PROVIDED DATA
==============================

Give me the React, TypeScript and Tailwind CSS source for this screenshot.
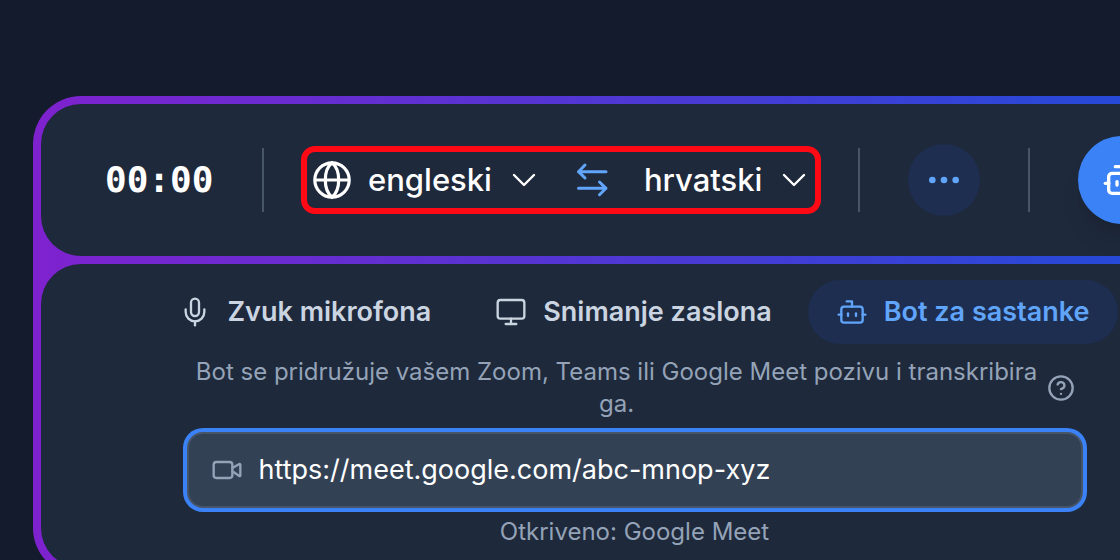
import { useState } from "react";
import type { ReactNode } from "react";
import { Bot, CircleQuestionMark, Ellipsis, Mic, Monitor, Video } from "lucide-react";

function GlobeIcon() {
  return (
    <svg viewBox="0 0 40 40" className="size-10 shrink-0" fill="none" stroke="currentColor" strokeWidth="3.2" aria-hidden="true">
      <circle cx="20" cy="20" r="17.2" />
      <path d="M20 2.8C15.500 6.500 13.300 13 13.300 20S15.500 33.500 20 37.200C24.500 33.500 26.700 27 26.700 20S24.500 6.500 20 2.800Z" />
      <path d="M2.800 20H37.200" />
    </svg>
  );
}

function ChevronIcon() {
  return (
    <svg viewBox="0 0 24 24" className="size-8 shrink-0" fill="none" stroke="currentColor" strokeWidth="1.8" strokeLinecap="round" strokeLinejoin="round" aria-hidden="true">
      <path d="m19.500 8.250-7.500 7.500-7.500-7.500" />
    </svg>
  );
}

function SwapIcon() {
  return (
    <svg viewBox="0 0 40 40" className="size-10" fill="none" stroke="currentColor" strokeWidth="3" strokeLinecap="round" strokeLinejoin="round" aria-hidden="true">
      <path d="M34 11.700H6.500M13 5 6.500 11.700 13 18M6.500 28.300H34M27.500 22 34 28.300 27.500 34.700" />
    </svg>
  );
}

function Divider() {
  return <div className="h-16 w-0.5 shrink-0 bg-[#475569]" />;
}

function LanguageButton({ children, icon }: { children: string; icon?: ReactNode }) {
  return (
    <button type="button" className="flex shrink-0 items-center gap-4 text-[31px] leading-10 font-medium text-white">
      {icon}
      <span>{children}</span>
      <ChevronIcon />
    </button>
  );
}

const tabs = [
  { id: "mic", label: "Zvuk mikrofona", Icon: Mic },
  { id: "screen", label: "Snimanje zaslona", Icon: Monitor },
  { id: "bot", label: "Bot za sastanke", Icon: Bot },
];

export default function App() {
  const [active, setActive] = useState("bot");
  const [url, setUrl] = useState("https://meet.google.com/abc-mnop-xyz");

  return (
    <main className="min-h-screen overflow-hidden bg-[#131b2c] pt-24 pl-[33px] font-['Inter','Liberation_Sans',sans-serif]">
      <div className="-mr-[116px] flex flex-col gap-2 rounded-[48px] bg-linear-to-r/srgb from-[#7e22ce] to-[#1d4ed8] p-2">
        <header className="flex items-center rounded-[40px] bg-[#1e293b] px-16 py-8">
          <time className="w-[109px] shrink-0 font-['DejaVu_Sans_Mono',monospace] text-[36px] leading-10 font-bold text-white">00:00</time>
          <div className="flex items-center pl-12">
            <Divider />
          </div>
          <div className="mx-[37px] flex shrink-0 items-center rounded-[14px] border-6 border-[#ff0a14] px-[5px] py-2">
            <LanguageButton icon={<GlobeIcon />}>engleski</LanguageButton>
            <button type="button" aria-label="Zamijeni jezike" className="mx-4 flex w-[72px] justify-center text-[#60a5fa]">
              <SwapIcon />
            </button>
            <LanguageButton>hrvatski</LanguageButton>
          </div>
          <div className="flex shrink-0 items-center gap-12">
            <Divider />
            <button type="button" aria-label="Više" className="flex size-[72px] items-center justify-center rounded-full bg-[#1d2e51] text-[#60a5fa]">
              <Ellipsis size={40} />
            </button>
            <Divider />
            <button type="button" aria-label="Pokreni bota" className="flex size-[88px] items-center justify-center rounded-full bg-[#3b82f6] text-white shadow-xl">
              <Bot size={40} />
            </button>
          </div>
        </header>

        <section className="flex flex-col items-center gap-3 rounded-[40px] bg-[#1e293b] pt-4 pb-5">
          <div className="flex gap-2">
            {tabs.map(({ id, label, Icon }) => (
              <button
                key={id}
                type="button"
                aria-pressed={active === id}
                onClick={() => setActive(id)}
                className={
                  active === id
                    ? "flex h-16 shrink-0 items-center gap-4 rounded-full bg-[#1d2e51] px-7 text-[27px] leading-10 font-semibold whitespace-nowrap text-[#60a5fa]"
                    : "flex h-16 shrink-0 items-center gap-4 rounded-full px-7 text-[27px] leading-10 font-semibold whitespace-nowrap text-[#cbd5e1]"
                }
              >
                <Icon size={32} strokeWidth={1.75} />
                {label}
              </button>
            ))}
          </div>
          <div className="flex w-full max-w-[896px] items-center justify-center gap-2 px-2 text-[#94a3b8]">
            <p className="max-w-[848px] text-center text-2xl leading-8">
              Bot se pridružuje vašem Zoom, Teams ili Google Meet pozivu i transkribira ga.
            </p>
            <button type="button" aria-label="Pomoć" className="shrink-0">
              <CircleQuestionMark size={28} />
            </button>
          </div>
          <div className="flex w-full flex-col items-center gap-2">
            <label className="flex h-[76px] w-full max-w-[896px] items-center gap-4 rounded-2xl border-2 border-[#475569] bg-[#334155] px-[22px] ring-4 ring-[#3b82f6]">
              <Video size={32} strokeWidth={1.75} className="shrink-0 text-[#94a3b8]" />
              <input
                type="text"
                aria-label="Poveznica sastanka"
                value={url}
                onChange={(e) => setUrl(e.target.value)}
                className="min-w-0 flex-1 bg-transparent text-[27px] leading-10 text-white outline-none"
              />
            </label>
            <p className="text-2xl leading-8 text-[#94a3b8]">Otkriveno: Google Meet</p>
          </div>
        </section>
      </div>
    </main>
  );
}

==============================

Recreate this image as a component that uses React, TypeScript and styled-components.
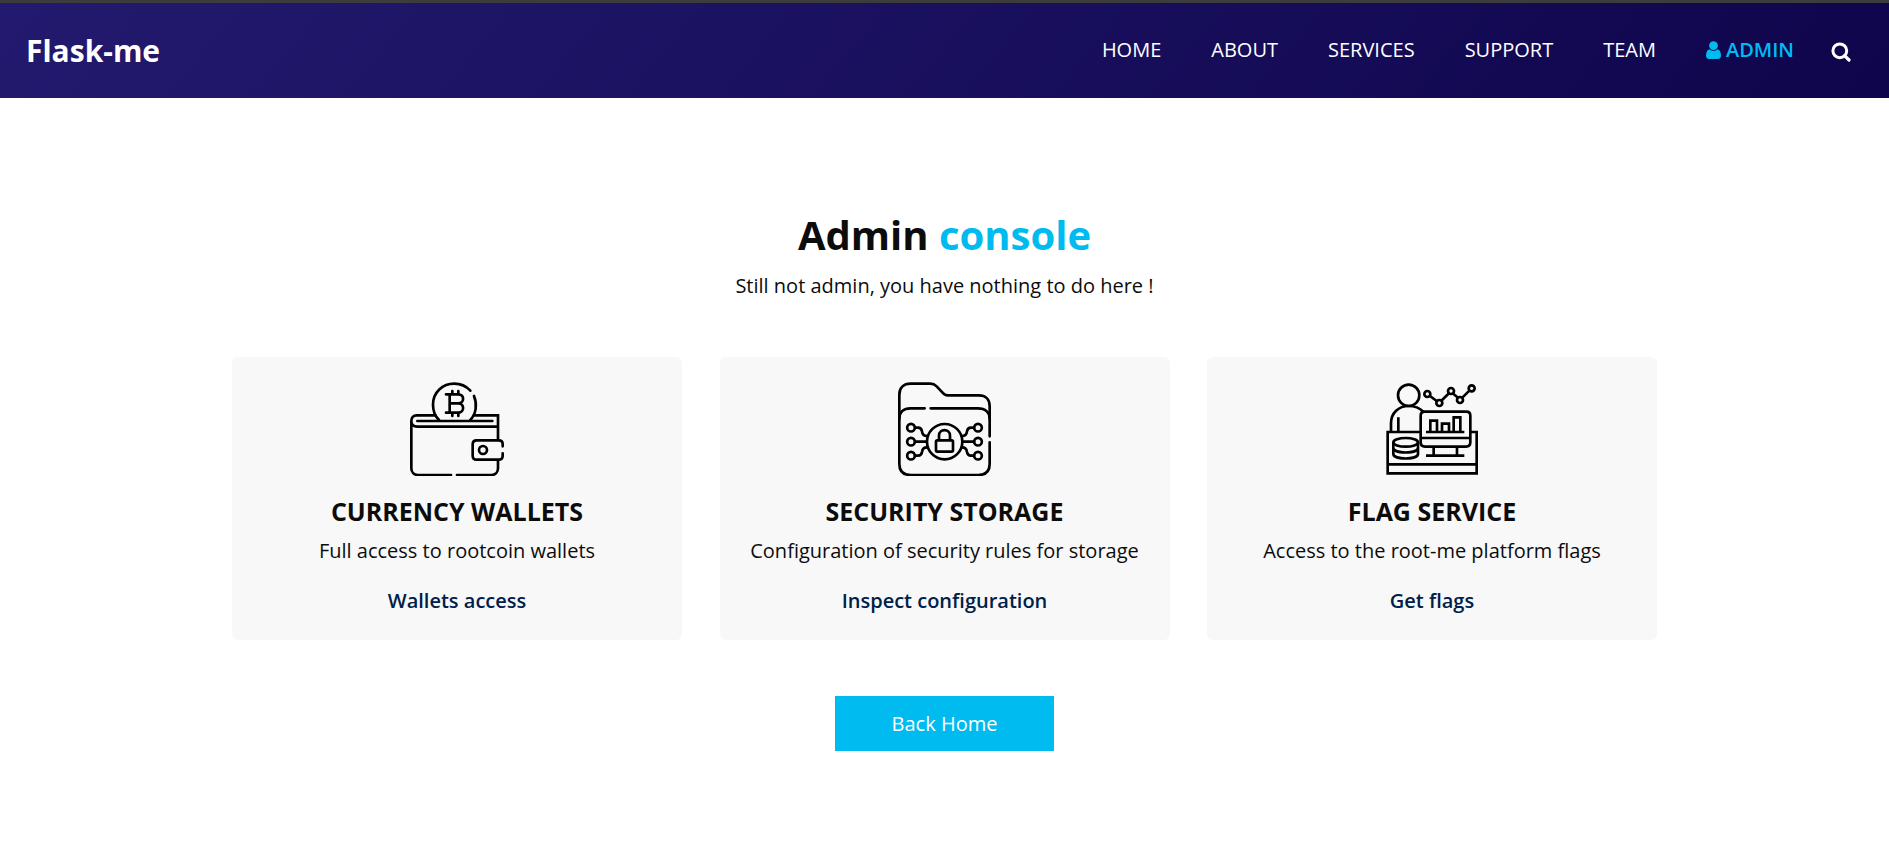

==============================

SET EXERCISE
Make an exact copy of only the lines from the one with "Give me the" through the one with "const [url, setUrl]". Pictures don't belong in it.

RESPONSE TO THIS TASK
Give me the React, TypeScript and Tailwind CSS source for this screenshot.
import { useState } from "react";
import type { ReactNode } from "react";
import { Bot, CircleQuestionMark, Ellipsis, Mic, Monitor, Video } from "lucide-react";

function GlobeIcon() {
  return (
    <svg viewBox="0 0 40 40" className="size-10 shrink-0" fill="none" stroke="currentColor" strokeWidth="3.2" aria-hidden="true">
      <circle cx="20" cy="20" r="17.2" />
      <path d="M20 2.8C15.500 6.500 13.300 13 13.300 20S15.500 33.500 20 37.200C24.500 33.500 26.700 27 26.700 20S24.500 6.500 20 2.800Z" />
      <path d="M2.800 20H37.200" />
    </svg>
  );
}

function ChevronIcon() {
  return (
    <svg viewBox="0 0 24 24" className="size-8 shrink-0" fill="none" stroke="currentColor" strokeWidth="1.8" strokeLinecap="round" strokeLinejoin="round" aria-hidden="true">
      <path d="m19.500 8.250-7.500 7.500-7.500-7.500" />
    </svg>
  );
}

function SwapIcon() {
  return (
    <svg viewBox="0 0 40 40" className="size-10" fill="none" stroke="currentColor" strokeWidth="3" strokeLinecap="round" strokeLinejoin="round" aria-hidden="true">
      <path d="M34 11.700H6.500M13 5 6.500 11.700 13 18M6.500 28.300H34M27.500 22 34 28.300 27.500 34.700" />
    </svg>
  );
}

function Divider() {
  return <div className="h-16 w-0.5 shrink-0 bg-[#475569]" />;
}

function LanguageButton({ children, icon }: { children: string; icon?: ReactNode }) {
  return (
    <button type="button" className="flex shrink-0 items-center gap-4 text-[31px] leading-10 font-medium text-white">
      {icon}
      <span>{children}</span>
      <ChevronIcon />
    </button>
  );
}

const tabs = [
  { id: "mic", label: "Zvuk mikrofona", Icon: Mic },
  { id: "screen", label: "Snimanje zaslona", Icon: Monitor },
  { id: "bot", label: "Bot za sastanke", Icon: Bot },
];

export default function App() {
  const [active, setActive] = useState("bot");
  const [url, setUrl] = useState("https://meet.google.com/abc-mnop-xyz");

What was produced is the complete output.